> **Challenge**: Below is a listing to transcribe in full and exactly; keep the pictures out.

> **Data section**:
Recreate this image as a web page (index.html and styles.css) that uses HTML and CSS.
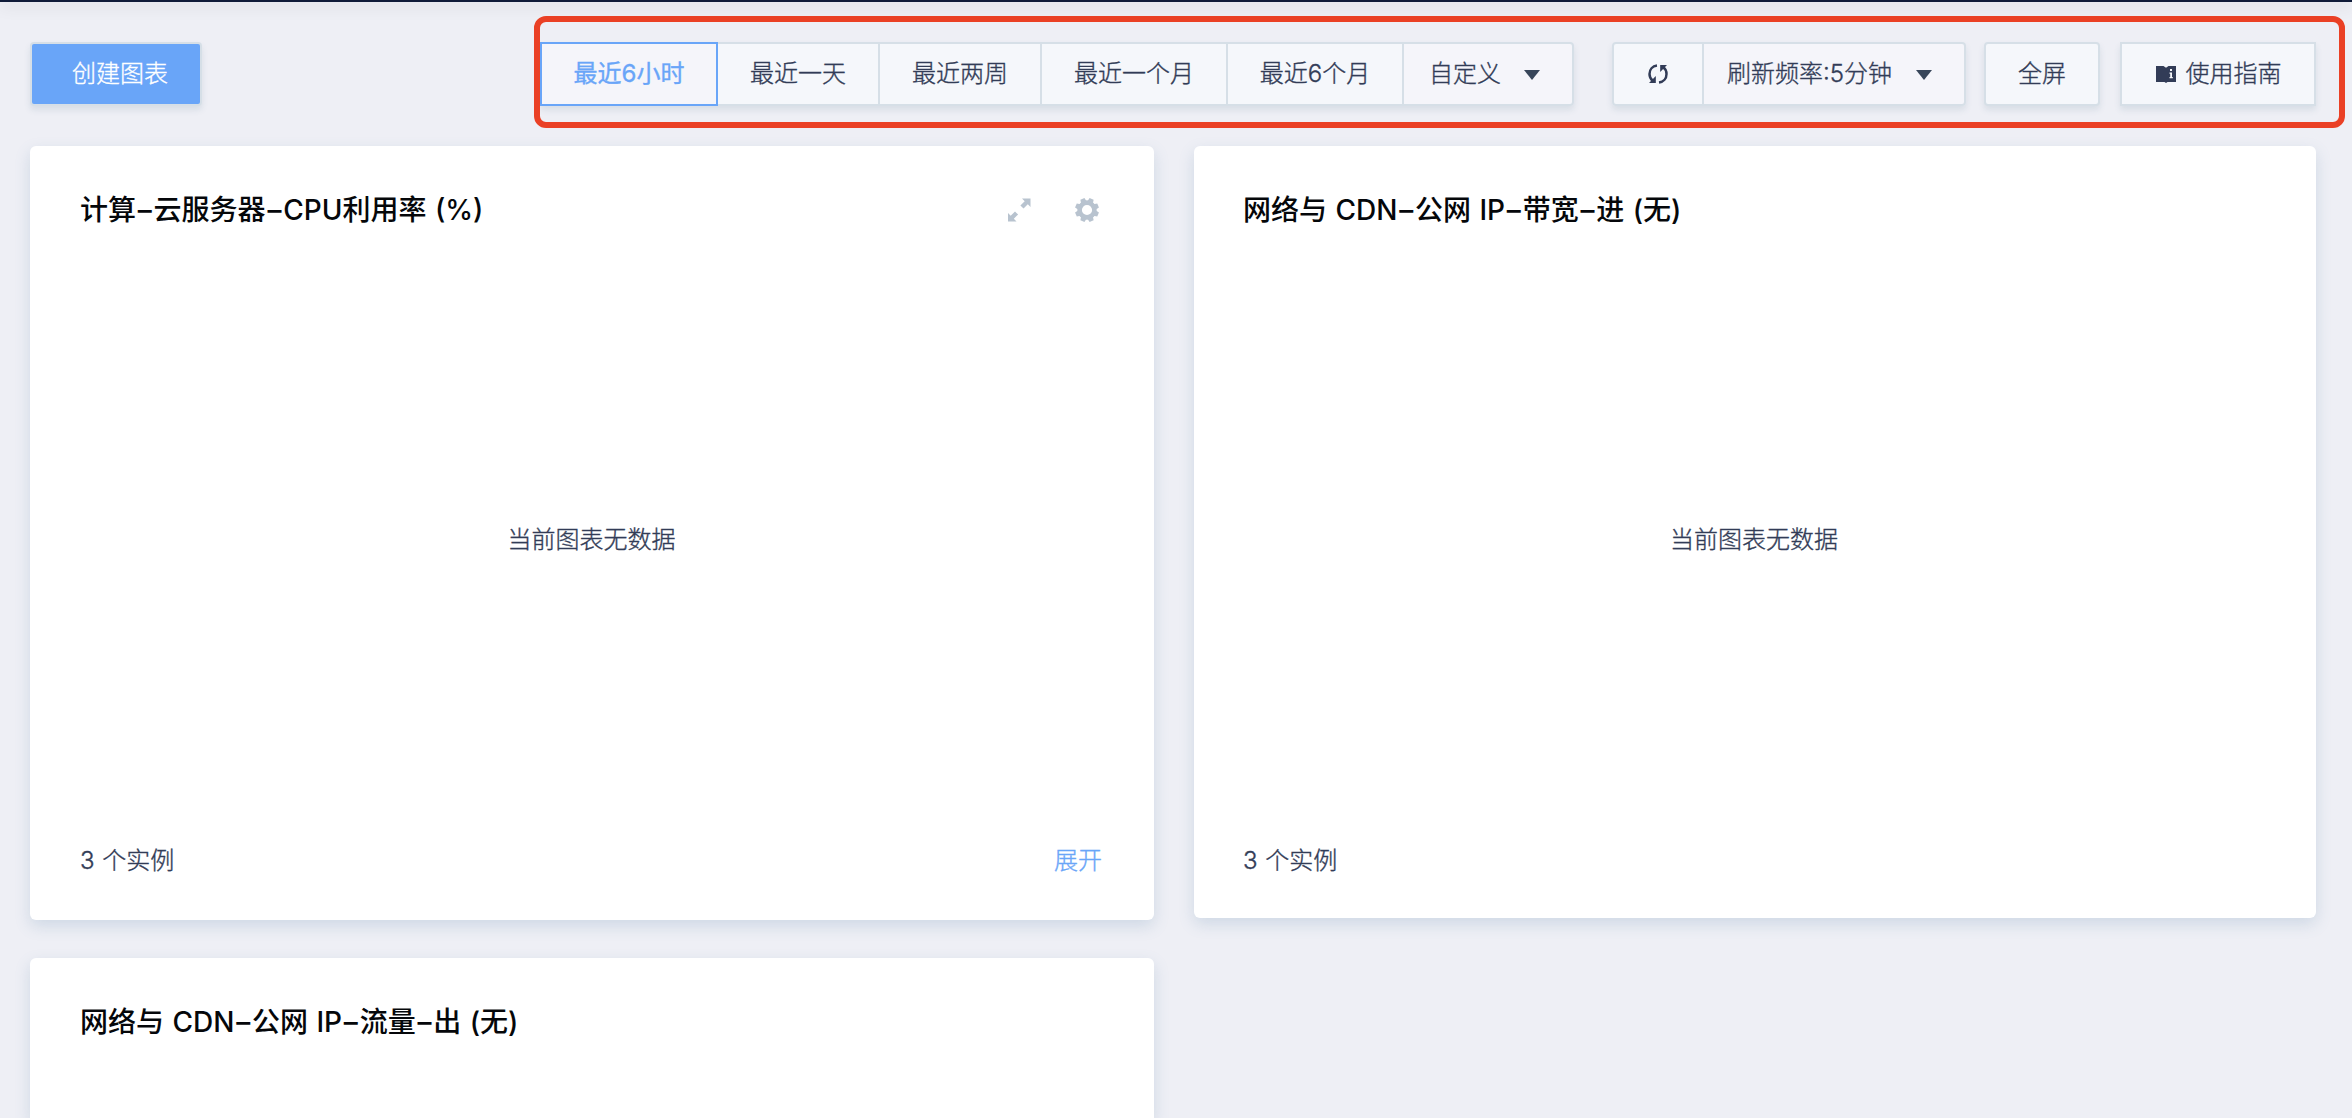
FILE: index.html
```html
<!DOCTYPE html>
<html lang="zh-CN">
<head>
<meta charset="utf-8">
<title>云监控</title>
<link rel="stylesheet" href="styles.css">
</head>
<body>
<div class="screen">
<div class="topbar"></div>
<main class="page">
  <header class="toolbar">
    <button class="btn btn-primary">创建图表</button>
    <div class="controls">
      <div class="group ranges">
        <button class="seg w-6h active">最近6小时</button>
        <button class="seg w-1d">最近一天</button>
        <button class="seg w-2w">最近两周</button>
        <button class="seg w-1m">最近一个月</button>
        <button class="seg w-6m">最近6个月</button>
        <button class="seg select w-custom"><span>自定义</span><i class="caret"></i></button>
      </div>
      <div class="group refresh">
        <button class="seg w-icon" aria-label="刷新">
          <svg width="20" height="20" viewBox="0 0 20 20"><path d="M9 1.500C4.500 2 1.500 5.500 1.500 10c0 3 1.200 5.200 3.200 6.700" fill="none" stroke="#323c57" stroke-width="2.500"/><path d="M1 18.900h6.800V12z" fill="#323c57"/><path d="M11 18.500c4.500-.5 7.500-4 7.500-8.500 0-3-1.200-5.200-3.200-6.700" fill="none" stroke="#323c57" stroke-width="2.500"/><path d="M19 1.100h-6.800V8z" fill="#323c57"/></svg>
        </button>
        <button class="seg select w-rate"><span class="rate">刷新频率:5分钟</span><i class="caret"></i></button>
      </div>
      <button class="btn full">全屏</button>
      <button class="btn guide">
        <svg width="20" height="17" viewBox="0 0 20 17"><path d="M0 0h7.500L10 1.800 12.500 0H20v16h-8.500L10 17l-1.500-1H0z" fill="#323c57"/><path d="M14 3h2v2h-2zM13.500 6.500H16V11h.8v1.300h-3.300V11h.7V7.800h-.7z" fill="#f5f7fb"/></svg>
        <span>使用指南</span>
      </button>
      <div class="highlight"></div>
    </div>
  </header>
  <section class="grid">
    <article class="card tall">
      <div class="card-head"><h2>计算<span class="dash">–</span>云服务器<span class="dash">–</span>CPU利用率 (%)</h2>
        <div class="tools">
          <svg width="24" height="24" viewBox="0 0 24 24" fill="#b8c3cf"><path d="M15 .5h8.500V9l-2.700-2.700-4.300 4.300-3.100-3.100 4.300-4.300z"/><path d="M9.500 23.500H1V15l2.700 2.700L8 13.400l3.100 3.100-4.300 4.300z"/></svg>
          <svg width="24" height="24" viewBox="0 0 24 24"><circle cx="12" cy="12" r="7.400" fill="none" stroke="#b8c3cf" stroke-width="4.600"/><g fill="#b8c3cf" transform="rotate(22.500 12 12)"><path id="tooth" d="M9 4l.8-4h4.400l.8 4z"/><use href="#tooth" transform="rotate(45 12 12)"/><use href="#tooth" transform="rotate(90 12 12)"/><use href="#tooth" transform="rotate(135 12 12)"/><use href="#tooth" transform="rotate(180 12 12)"/><use href="#tooth" transform="rotate(225 12 12)"/><use href="#tooth" transform="rotate(270 12 12)"/><use href="#tooth" transform="rotate(315 12 12)"/></g></svg>
        </div>
      </div>
      <div class="empty">当前图表无数据</div>
      <div class="card-foot"><span>3 个实例</span><a class="link">展开</a></div>
    </article>
    <article class="card second">
      <div class="card-head"><h2>网络与 CDN<span class="dash">–</span>公网 IP<span class="dash">–</span>带宽<span class="dash">–</span>进 (无)</h2></div>
      <div class="empty">当前图表无数据</div>
      <div class="card-foot"><span>3 个实例</span></div>
    </article>
    <article class="card">
      <div class="card-head"><h2>网络与 CDN<span class="dash">–</span>公网 IP<span class="dash">–</span>流量<span class="dash">–</span>出 (无)</h2></div>
    </article>
  </section>
</main>
</div>
</body>
</html>
```
FILE: styles.css
```css
* { box-sizing: border-box; }
body {
  margin: 0;
  background: #eeeff5;
  color: #323c57;
  font: 300 24px/34px Inter, "Noto Sans CJK SC", sans-serif;
  -webkit-text-stroke: .35px currentColor;
}
.screen { height: 1118px; overflow: hidden; display: flex; flex-direction: column; }
.topbar { flex: none; height: 2px; background: #0f1a38; box-shadow: 0 2px 16px rgba(0, 10, 20, .3); }
.page { flex: 1; min-height: 0; display: flex; flex-direction: column; padding: 40px 36px 0 30px; }
.toolbar { flex: none; display: flex; justify-content: space-between; height: 64px; }
.controls { display: flex; position: relative; }
button { font: inherit; color: inherit; margin: 0; white-space: nowrap; }
.btn, .seg {
  height: 64px;
  display: flex;
  align-items: center;
  justify-content: center;
  background: #f5f7fb;
  border: 2px solid #d6dfe7;
  padding: 0;
}
.btn { border-radius: 4px; box-shadow: 0 4px 6px rgba(60, 100, 120, .12); }
.btn-primary { width: 172px; padding-left: 8px; background: #69a5f8; color: #fff; }
.group { display: flex; border-radius: 4px; box-shadow: 0 4px 6px rgba(60, 100, 120, .12); }
.seg { border-left-width: 0; }
.seg:first-child { border-left-width: 2px; border-radius: 4px 0 0 4px; }
.seg:last-child { border-radius: 0 4px 4px 0; }
.seg.active { border-color: #69a5f8; border-radius: 0; color: #69a5f8; font-weight: 400; background: #f5f5fa; }
.w-6h { width: 178px; }
.w-1d { width: 162px; }
.w-2w { width: 162px; }
.w-1m { width: 186px; }
.w-6m { width: 176px; }
.w-custom { width: 170px; }
.w-icon { width: 92px; }
.w-rate { width: 262px; }
.select { justify-content: space-between; padding-left: 25px; padding-right: 32px; background: #f5f5fa; }
.w-rate.select { padding-left: 23px; padding-right: 32px; }
.caret { width: 16px; height: 10px; background: #38465a; clip-path: polygon(0 0, 100% 0, 50% 100%); margin-top: 2px; }
.refresh { margin-left: 38px; }
.full { width: 116px; margin-left: 18px; }
.guide { width: 196px; margin-left: 20px; padding-left: 1px; gap: 10px; border-radius: 0; }
.highlight { position: absolute; left: -6px; top: -26px; width: 1811px; height: 112px; border: 6px solid #ea4025; border-radius: 12px; }
.grid {
  display: grid;
  flex: 1;
  min-height: 0;
  grid-template-columns: 1124px 1122px;
  grid-template-rows: 774px minmax(0, 1fr);
  gap: 38px 40px;
  margin-top: 40px;
}
.card {
  background: #fff;
  border-radius: 6px 6px 0 0;
  box-shadow: 0 6px 16px rgba(80, 125, 165, .2);
  padding: 44px 52px 0 50px;
}
.tall { border-radius: 6px; }
.second { height: 772px; padding-left: 49px; border-radius: 6px; }
.card-head { display: flex; justify-content: space-between; align-items: center; height: 40px; }
h2 { margin: 0; font-size: 28px; line-height: 40px; font-weight: 500; word-spacing: 1px; color: #05070a; white-space: nowrap; -webkit-text-stroke: 0; }
.dash { padding: 0 1.8px; }
.tools { display: flex; gap: 44px; padding-right: 3px; }
.empty { height: 614px; padding: 5px 0 0 1px; display: flex; align-items: center; justify-content: center; }
.card-foot { display: flex; justify-content: space-between; word-spacing: 1px; }
.link { color: #69a5f8; }
```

> **Output for this task**:
Recreate this image as a web page (index.html and styles.css) that uses HTML and CSS.
FILE: index.html
```html
<!DOCTYPE html>
<html lang="zh-CN">
<head>
<meta charset="utf-8">
<title>云监控</title>
<link rel="stylesheet" href="styles.css">
</head>
<body>
<div class="screen">
<div class="topbar"></div>
<main class="page">
  <header class="toolbar">
    <button class="btn btn-primary">创建图表</button>
    <div class="controls">
      <div class="group ranges">
        <button class="seg w-6h active">最近6小时</button>
        <button class="seg w-1d">最近一天</button>
        <button class="seg w-2w">最近两周</button>
        <button class="seg w-1m">最近一个月</button>
        <button class="seg w-6m">最近6个月</button>
        <button class="seg select w-custom"><span>自定义</span><i class="caret"></i></button>
      </div>
      <div class="group refresh">
        <button class="seg w-icon" aria-label="刷新">
          <svg width="20" height="20" viewBox="0 0 20 20"><path d="M9 1.500C4.500 2 1.500 5.500 1.500 10c0 3 1.200 5.200 3.200 6.700" fill="none" stroke="#323c57" stroke-width="2.500"/><path d="M1 18.900h6.800V12z" fill="#323c57"/><path d="M11 18.500c4.500-.5 7.500-4 7.500-8.500 0-3-1.200-5.200-3.200-6.700" fill="none" stroke="#323c57" stroke-width="2.500"/><path d="M19 1.100h-6.800V8z" fill="#323c57"/></svg>
        </button>
        <button class="seg select w-rate"><span class="rate">刷新频率:5分钟</span><i class="caret"></i></button>
      </div>
      <button class="btn full">全屏</button>
      <button class="btn guide">
        <svg width="20" height="17" viewBox="0 0 20 17"><path d="M0 0h7.500L10 1.800 12.500 0H20v16h-8.500L10 17l-1.500-1H0z" fill="#323c57"/><path d="M14 3h2v2h-2zM13.500 6.500H16V11h.8v1.300h-3.300V11h.7V7.800h-.7z" fill="#f5f7fb"/></svg>
        <span>使用指南</span>
      </button>
      <div class="highlight"></div>
    </div>
  </header>
  <section class="grid">
    <article class="card tall">
      <div class="card-head"><h2>计算<span class="dash">–</span>云服务器<span class="dash">–</span>CPU利用率 (%)</h2>
        <div class="tools">
          <svg width="24" height="24" viewBox="0 0 24 24" fill="#b8c3cf"><path d="M15 .5h8.500V9l-2.700-2.700-4.300 4.300-3.100-3.100 4.300-4.300z"/><path d="M9.500 23.500H1V15l2.700 2.700L8 13.400l3.100 3.100-4.300 4.300z"/></svg>
          <svg width="24" height="24" viewBox="0 0 24 24"><circle cx="12" cy="12" r="7.400" fill="none" stroke="#b8c3cf" stroke-width="4.600"/><g fill="#b8c3cf" transform="rotate(22.500 12 12)"><path id="tooth" d="M9 4l.8-4h4.400l.8 4z"/><use href="#tooth" transform="rotate(45 12 12)"/><use href="#tooth" transform="rotate(90 12 12)"/><use href="#tooth" transform="rotate(135 12 12)"/><use href="#tooth" transform="rotate(180 12 12)"/><use href="#tooth" transform="rotate(225 12 12)"/><use href="#tooth" transform="rotate(270 12 12)"/><use href="#tooth" transform="rotate(315 12 12)"/></g></svg>
        </div>
      </div>
      <div class="empty">当前图表无数据</div>
      <div class="card-foot"><span>3 个实例</span><a class="link">展开</a></div>
    </article>
    <article class="card second">
      <div class="card-head"><h2>网络与 CDN<span class="dash">–</span>公网 IP<span class="dash">–</span>带宽<span class="dash">–</span>进 (无)</h2></div>
      <div class="empty">当前图表无数据</div>
      <div class="card-foot"><span>3 个实例</span></div>
    </article>
    <article class="card">
      <div class="card-head"><h2>网络与 CDN<span class="dash">–</span>公网 IP<span class="dash">–</span>流量<span class="dash">–</span>出 (无)</h2></div>
    </article>
  </section>
</main>
</div>
</body>
</html>
```
FILE: styles.css
```css
* { box-sizing: border-box; }
body {
  margin: 0;
  background: #eeeff5;
  color: #323c57;
  font: 300 24px/34px Inter, "Noto Sans CJK SC", sans-serif;
  -webkit-text-stroke: .35px currentColor;
}
.screen { height: 1118px; overflow: hidden; display: flex; flex-direction: column; }
.topbar { flex: none; height: 2px; background: #0f1a38; box-shadow: 0 2px 16px rgba(0, 10, 20, .3); }
.page { flex: 1; min-height: 0; display: flex; flex-direction: column; padding: 40px 36px 0 30px; }
.toolbar { flex: none; display: flex; justify-content: space-between; height: 64px; }
.controls { display: flex; position: relative; }
button { font: inherit; color: inherit; margin: 0; white-space: nowrap; }
.btn, .seg {
  height: 64px;
  display: flex;
  align-items: center;
  justify-content: center;
  background: #f5f7fb;
  border: 2px solid #d6dfe7;
  padding: 0;
}
.btn { border-radius: 4px; box-shadow: 0 4px 6px rgba(60, 100, 120, .12); }
.btn-primary { width: 172px; padding-left: 8px; background: #69a5f8; color: #fff; }
.group { display: flex; border-radius: 4px; box-shadow: 0 4px 6px rgba(60, 100, 120, .12); }
.seg { border-left-width: 0; }
.seg:first-child { border-left-width: 2px; border-radius: 4px 0 0 4px; }
.seg:last-child { border-radius: 0 4px 4px 0; }
.seg.active { border-color: #69a5f8; border-radius: 0; color: #69a5f8; font-weight: 400; background: #f5f5fa; }
.w-6h { width: 178px; }
.w-1d { width: 162px; }
.w-2w { width: 162px; }
.w-1m { width: 186px; }
.w-6m { width: 176px; }
.w-custom { width: 170px; }
.w-icon { width: 92px; }
.w-rate { width: 262px; }
.select { justify-content: space-between; padding-left: 25px; padding-right: 32px; background: #f5f5fa; }
.w-rate.select { padding-left: 23px; padding-right: 32px; }
.caret { width: 16px; height: 10px; background: #38465a; clip-path: polygon(0 0, 100% 0, 50% 100%); margin-top: 2px; }
.refresh { margin-left: 38px; }
.full { width: 116px; margin-left: 18px; }
.guide { width: 196px; margin-left: 20px; padding-left: 1px; gap: 10px; border-radius: 0; }
.highlight { position: absolute; left: -6px; top: -26px; width: 1811px; height: 112px; border: 6px solid #ea4025; border-radius: 12px; }
.grid {
  display: grid;
  flex: 1;
  min-height: 0;
  grid-template-columns: 1124px 1122px;
  grid-template-rows: 774px minmax(0, 1fr);
  gap: 38px 40px;
  margin-top: 40px;
}
.card {
  background: #fff;
  border-radius: 6px 6px 0 0;
  box-shadow: 0 6px 16px rgba(80, 125, 165, .2);
  padding: 44px 52px 0 50px;
}
.tall { border-radius: 6px; }
.second { height: 772px; padding-left: 49px; border-radius: 6px; }
.card-head { display: flex; justify-content: space-between; align-items: center; height: 40px; }
h2 { margin: 0; font-size: 28px; line-height: 40px; font-weight: 500; word-spacing: 1px; color: #05070a; white-space: nowrap; -webkit-text-stroke: 0; }
.dash { padding: 0 1.8px; }
.tools { display: flex; gap: 44px; padding-right: 3px; }
.empty { height: 614px; padding: 5px 0 0 1px; display: flex; align-items: center; justify-content: center; }
.card-foot { display: flex; justify-content: space-between; word-spacing: 1px; }
.link { color: #69a5f8; }
```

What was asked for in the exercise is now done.